The image that we see is a matrix of numbers(pixels). Unlike us, computers can’t see images, it can only read the numbers and that’s what an image is. A grayscale image is a 2-dimensional matrix in which the number ranges from 0 to 255. 0 is black, 255 is white and in-between are the sheds of grey. On otherside, a color image, usually an RGB, consists of three 2-dimensional matrices having pixel values the same as the grayscale. The three matrices represent the 3-channels of the RGB image.
The traditional approach of solving the image classification problems was to consider every pixel of an image as a feature for the model. So, if a grayscale image was of size 28*28 then the total number of features is 784(28*28). A machine learning(ML) model is then trained on the features with their targets. If a linear model is to be used, the features can be further processed to either normalize or standardize the pixel values. This method was working fine but SOTA was yet to be achieved.

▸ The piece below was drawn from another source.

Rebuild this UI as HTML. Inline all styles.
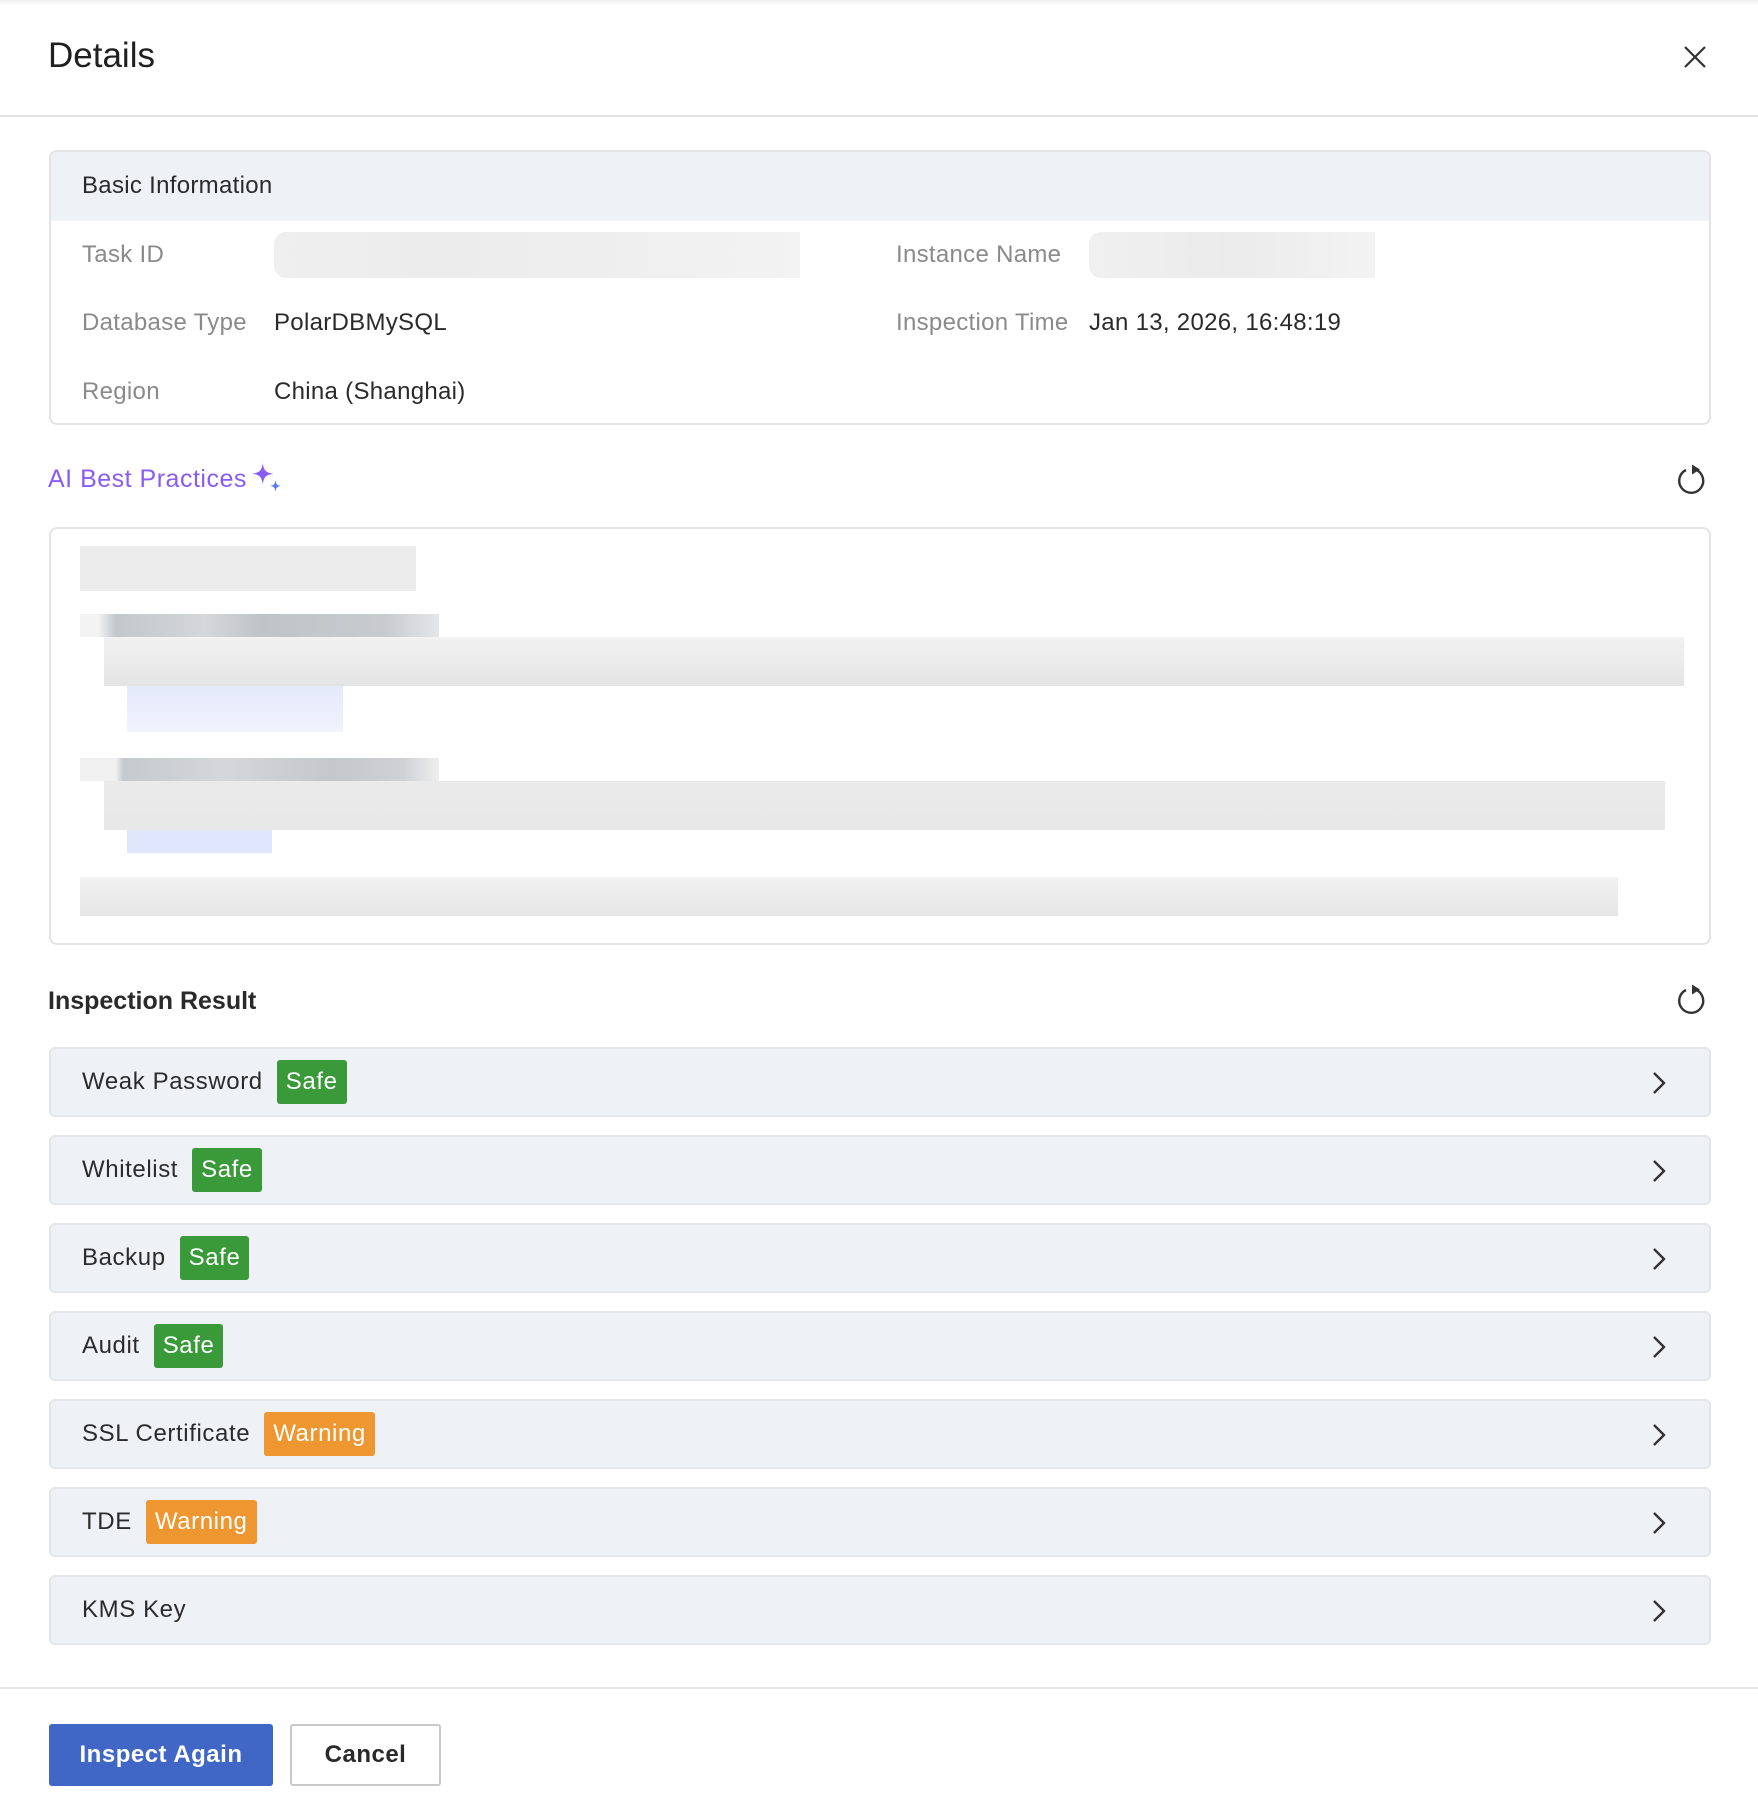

In the 1980s, Yann LeCun, a postdoctoral computer science researcher, introduced Convolutional Neural Network(CNN), a specialized artificial neural network that mimics the human vision system. LeCun had built on the work done by Kunihiko Fukushima, a Japanese scientist who, a few years earlier, had invented the neocognitron, a very basic image recognition neural network. The early version of CNN, called LeNet, could recognize the handwritten digits.
This neural architecture has enabled us to achieve the SOTA results for the vision task. The SOTA CNN models include VGG, ResNet, Inception and many more. These models have been trained on Imagenet dataset (image dataset with over 14 million images). Using the pretrained weights of these models, we now can solve classification problems in a few lines of code.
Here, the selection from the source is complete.